KOMA milik Rachmania Arunita ini, bercerita
tentang jiwa-jiwa yang berkeliaran antara kehidupan dan kematian. Jani seorang
gadis yang mengalami koma karena sebuah kecelakaan. Akhirnya dalam keadaan koma
jiwa Jani bertemu dengan jiwa Leo. Leo seseorang yang mengajarinya banyak hal,
menuntunnya pada sebuah pemahaman tentang arti kehidupan, nasihatnya menjadi
sebuah perenungan yang sarat makna. Dan di sanalah mulai terjalin kisah
romantis dua jiwa namun tidak berlebihan. Perasaan cinta yang hangat, sederhana
dan tidak menggebu-gebu itu so sweet!
Tapi... jujur saja sebagai pengagum Rachmania saya
merasa kecewa. Ekspektasi saya sangat besar terhadap buku ini dan saya merasa
nggak dapet feel di buku ini. Ketika
saya mulai membaca beberapa halaman saja, saya merasa bosan. Terlalu banyak
narasi dan dialog panjang yang gak penting, banyak pengulangan kata dan kalimat
yang sama dengan makna yang itu-itu saja, seolah itu dibuat sengaja untuk
mempertebal buku. Dengan tebal 298 halaman ini saya merasa sia-sia. Saya juga
menemukan beberapa typo, di Bab 3 hal
101 “ sebelumnya, suara Alex selalu terdengar dengan lantang...” ehmm... seharusnya
itu Leo! Atau ada kalimat yang tidak konsisten, dinyatakan bahwa jiwa tidak
bisa menangis dan mengeluarkan air mata. Tapi di halaman 19 tertulis “ Aku
langsung menangis dengan terisak-isak...” lha
piye iki???
Setelah perjuangan beberapa minggu
mencoba menyelesaikan buku ini meski malas, lagi-lagi saya dibuat kecewa dengan
ending-nya. Ending-nya ENGGAK BANGET!! Konflik keluarga yang penyelasainnya gak
jelas. Kalau mau digantung kenapa nggak digantung sekalian, membuat sequel gitu?! Saya kira Leo akan siuman
dan di sana konflik terjadi lagi, kegalauan Jani dalam menentukan pilihan.

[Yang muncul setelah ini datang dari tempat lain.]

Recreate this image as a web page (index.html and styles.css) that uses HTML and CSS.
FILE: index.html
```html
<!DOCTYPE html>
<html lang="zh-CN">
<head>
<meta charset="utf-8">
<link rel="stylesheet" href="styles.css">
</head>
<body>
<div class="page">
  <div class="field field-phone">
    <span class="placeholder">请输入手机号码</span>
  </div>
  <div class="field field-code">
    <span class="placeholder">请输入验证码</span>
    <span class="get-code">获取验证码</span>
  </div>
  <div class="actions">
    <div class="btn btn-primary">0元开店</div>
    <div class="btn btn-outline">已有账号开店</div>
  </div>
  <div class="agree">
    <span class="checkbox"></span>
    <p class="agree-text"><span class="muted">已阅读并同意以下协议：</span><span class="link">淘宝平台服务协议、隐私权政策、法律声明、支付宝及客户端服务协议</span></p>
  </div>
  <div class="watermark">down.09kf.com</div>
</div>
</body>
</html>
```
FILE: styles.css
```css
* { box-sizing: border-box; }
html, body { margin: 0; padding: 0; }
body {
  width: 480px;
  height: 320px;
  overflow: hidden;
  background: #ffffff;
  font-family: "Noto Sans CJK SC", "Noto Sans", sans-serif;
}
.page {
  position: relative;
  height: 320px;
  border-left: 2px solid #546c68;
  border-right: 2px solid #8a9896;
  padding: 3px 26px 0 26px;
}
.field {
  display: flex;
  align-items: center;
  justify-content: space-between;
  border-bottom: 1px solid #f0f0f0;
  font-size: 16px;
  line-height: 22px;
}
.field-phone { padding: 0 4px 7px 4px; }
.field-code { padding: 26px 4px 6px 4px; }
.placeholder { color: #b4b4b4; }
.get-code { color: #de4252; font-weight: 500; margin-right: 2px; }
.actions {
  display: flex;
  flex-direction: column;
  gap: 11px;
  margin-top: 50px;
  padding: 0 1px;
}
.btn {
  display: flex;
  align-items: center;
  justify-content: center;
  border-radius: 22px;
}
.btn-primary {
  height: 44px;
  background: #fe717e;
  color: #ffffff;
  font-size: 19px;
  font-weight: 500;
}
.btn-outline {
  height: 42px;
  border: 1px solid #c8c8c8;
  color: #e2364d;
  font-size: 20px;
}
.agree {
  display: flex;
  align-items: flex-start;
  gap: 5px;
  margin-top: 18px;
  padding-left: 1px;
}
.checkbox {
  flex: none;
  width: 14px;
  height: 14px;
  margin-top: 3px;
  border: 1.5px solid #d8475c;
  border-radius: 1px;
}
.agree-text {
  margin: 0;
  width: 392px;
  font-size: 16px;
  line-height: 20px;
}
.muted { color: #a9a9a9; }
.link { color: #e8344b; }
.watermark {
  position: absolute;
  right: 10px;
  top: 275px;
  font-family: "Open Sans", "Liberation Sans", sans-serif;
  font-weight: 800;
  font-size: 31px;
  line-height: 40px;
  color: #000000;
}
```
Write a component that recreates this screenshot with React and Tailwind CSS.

Tentang siapa pria yang dia cintai sebenarnya apakah Raka cinta di dunia nyatanya
ataukah Leo cinta dari dunia maya?
So, kisah cinta Leo terasa sia-sia
berharap Jani mengucapkan kata “Aku juga mencintaimu” thats it?! Lalu jiwa Leo
melayang, berkeliaran tanpa raga yang pasti kapan bangun atau mati. Hemmppth...
Saya kecewa :(
Tapi, ini pendapat saya lho sebagai
pecinta buku. Setiap orang memiliki sudut pandang yang berbeda, mungkin jika
teman-teman yang baca akan sangat menarik jadinya. Jadi silakan jika masih
penasaran dengan KOMA yang satu ini... selamat membaca.